Plugins

TsRegressor

@Plugin(type = SparkSink.PLUGIN_TYPE)
@Name("TsRegressor")
@Description("A building stage for an Apache Spark ML Random Forest regressor model "
    + "adjusted to machine learning for time series datasets.")
public class TsRegressor extends RegressorSink {

    ...

}

Parameters

Model Name The unique name of the regression model.
Time Field The name of the field in the input schema that contains the time value.
Value Field The name of the field in the input schema that contains the value.
Time Split The split of the dataset into train & test data, e.g. 80:20. Note, this is a split time and is computed from the total time span (min, max) of the time series. Default is 70:30."
Lag Order The positive number of past points of time to take into account for vectorization. Default is 20.
Model Configuration
Minimum Gain The minimum information gain for a split to be considered at a tree node. The value should be at least 0.0. Default is 0.0.
Maximum Bins The maximum number of bins used for discretizing continuous features and for choosing how to split on features at each node. More bins give higher granularity. Must be at least 2. Default is 32.
Maximum Depth Nonnegative value that maximum depth of the tree. E.g. depth 0 means 1 leaf node; depth 1 means 1 internal node + 2 leaf nodes. Default is 5.
Number of Trees The number of trees to train the model.

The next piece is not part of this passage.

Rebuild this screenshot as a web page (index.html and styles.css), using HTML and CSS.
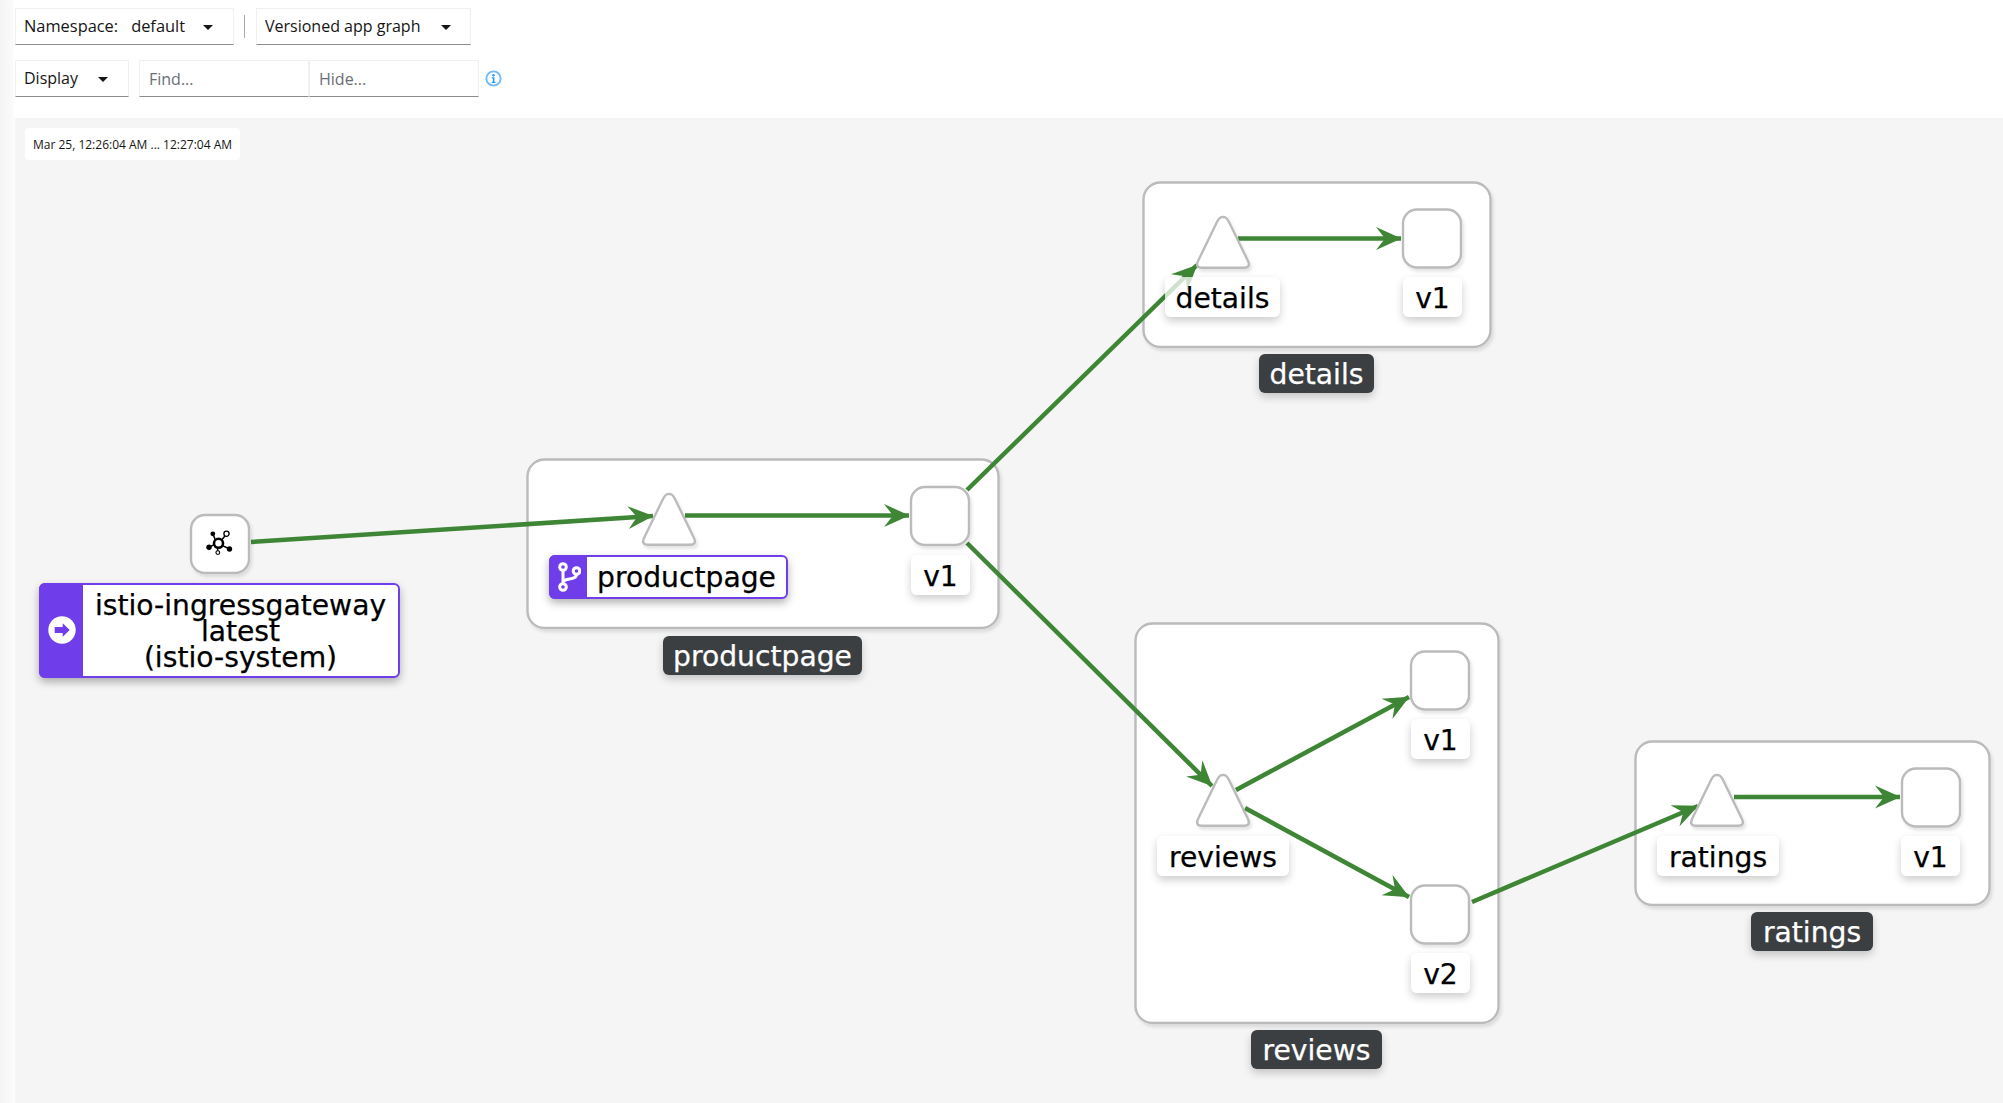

Default is 20.

TsPredictor

@Plugin(type = SparkCompute.PLUGIN_TYPE)
@Name("TsPredictor")
@Description("A prediction stage that leverages a trained Apache Spark ML "
    + "Random Forest regressor model.")
public class TsPredictor extends TimeCompute {

    ...

}

Parameters

Model Name The unique name of the regression model.
Time Field The name of the field in the input schema that contains the time value.
Value Field The name of the field in the input schema that contains the value.
Prediction Field The name of the field in the output schema that contains the predicted value.